A group of delivery men were in here when I arrived and I just knew I was going to hear it from them. I’ve been very wary of the island men lately because of something that happened last week.  There were three of them and they each had something to say. “Good afternoon. Eh you fresh meat around these parts.” “I aint never seen you here befo.” “What you doing here?” They surrounded me on all sides. Two took the bar stools closest to me and one stood. I tried to ignore their comments and focused on perusing the menu. When they realized I wasn’t about to make small talk, they talked real loud to the manager trying to get my attention. I waited it out. Eventually they left, each of them taking turns to wave while leering, the last one saying: “buh bye baby.” I so wanted to retort with “I aint your baby” but it didn’t seem worth my effort. I exhibited a half-ass wave and he left giving me some serious side-eye and probably cussing at me in his head for being so snobby. From now on, I think I’m choosing snobby.

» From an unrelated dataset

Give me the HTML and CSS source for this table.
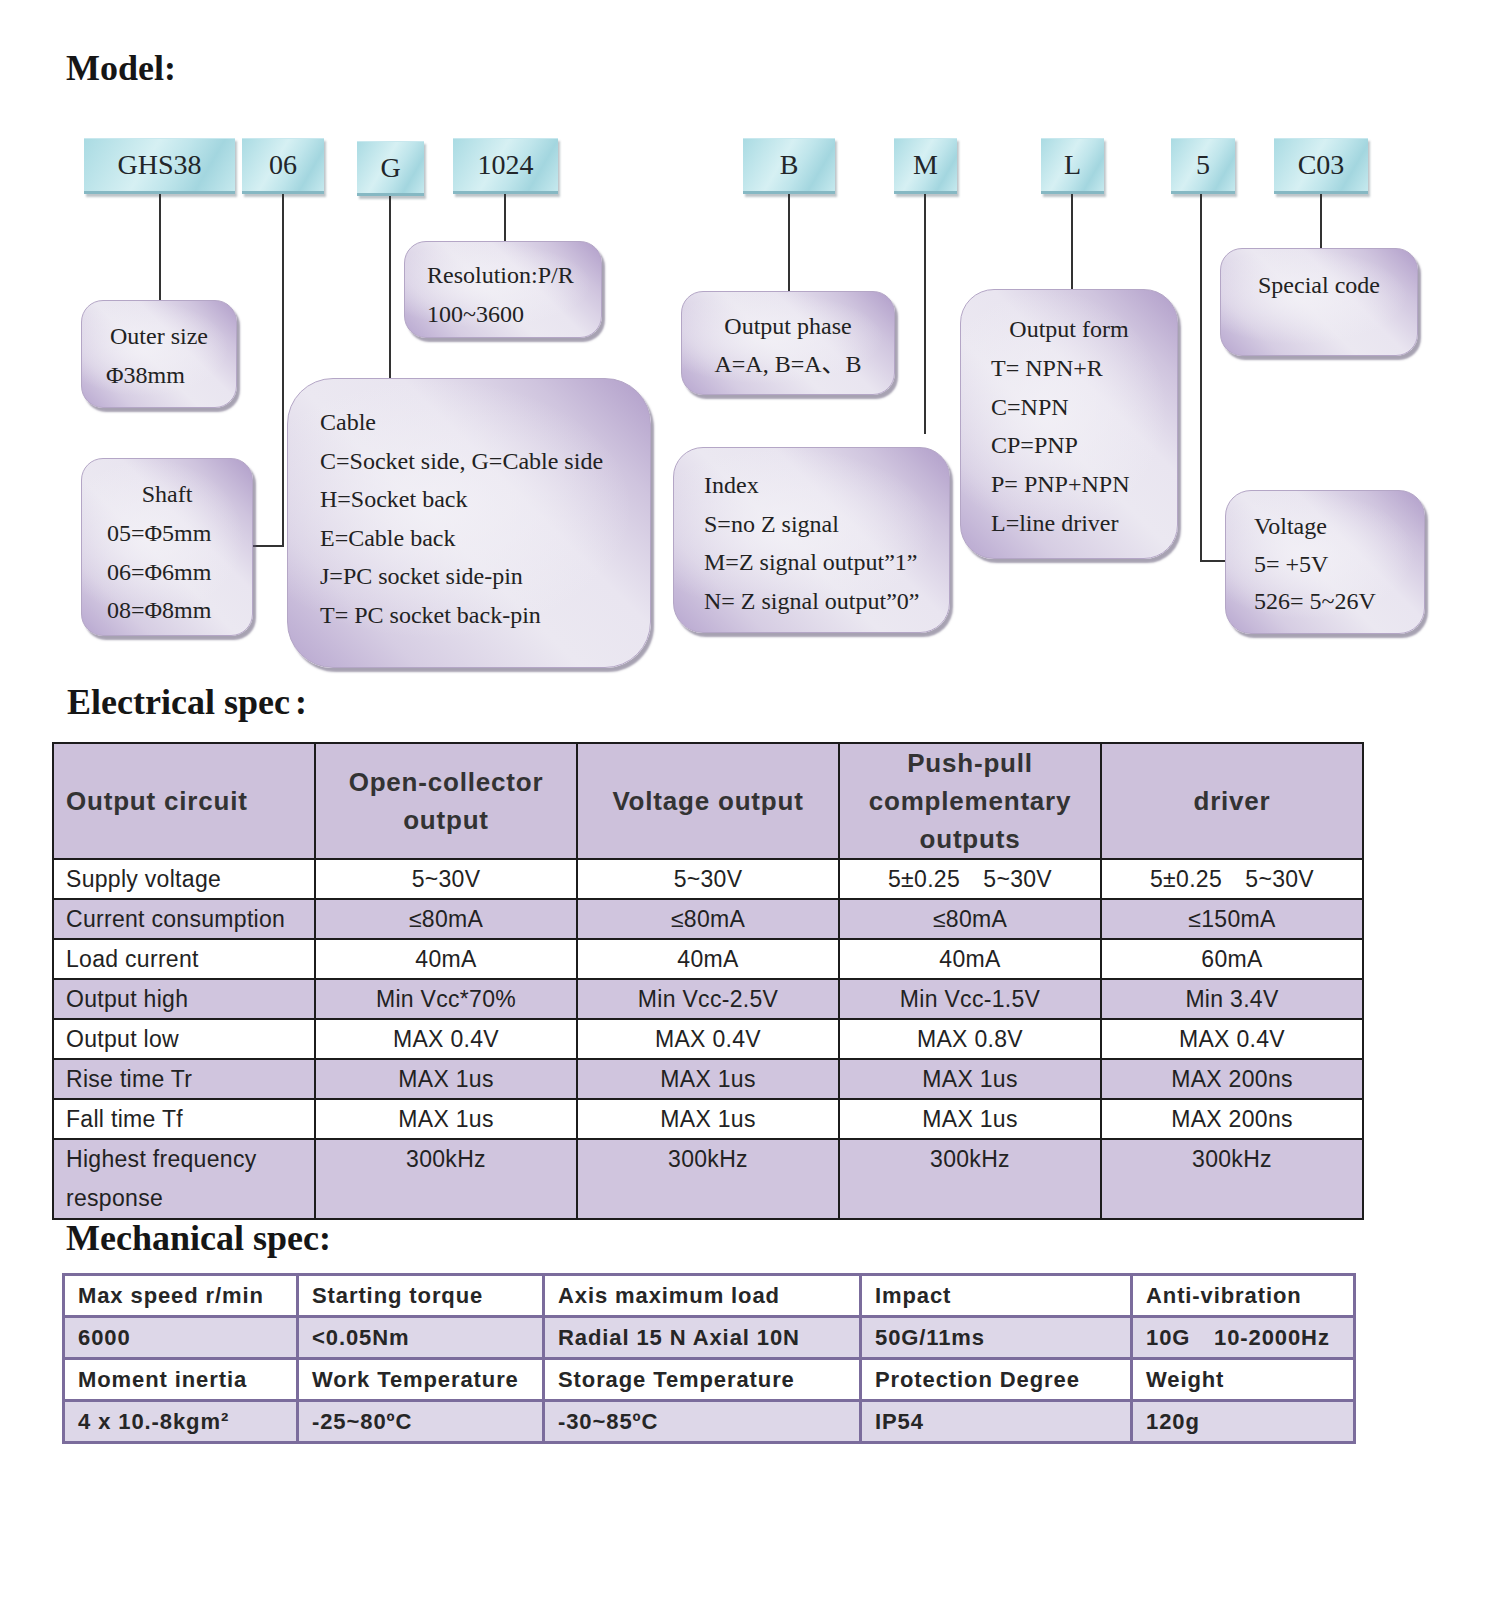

I wrote a piece for AdventureFrom about the incident that happened last week in which a local who sold himself as a restaurant owner, U.S.-educated, English teacher, chef, the list of attributes go on, asked me out for drinks and in the end wanted sex. I got away with compromising on a hand job for him. In the moment, all I could think of was my safety and what the least possible action would be to get him to drop me at home unharmed. Needless to say, this has left a bad taste in my mouth about the men here. I know generalizing is definitely against the way I operate, but I can’t help it. The crassness of their interactions, the crude way they choose to address me and my various body parts, and their anger when I don’t respond is getting to me. It’s reduced the carefree attitude I’ve been living with since I arrived two weeks ago. It’s hard to write about the jolly side of this vacation when I have this incident sitting at the back of my head. It helped to churn some of that anger and disgust out for the Adventures blog, but it keeps coming back to me.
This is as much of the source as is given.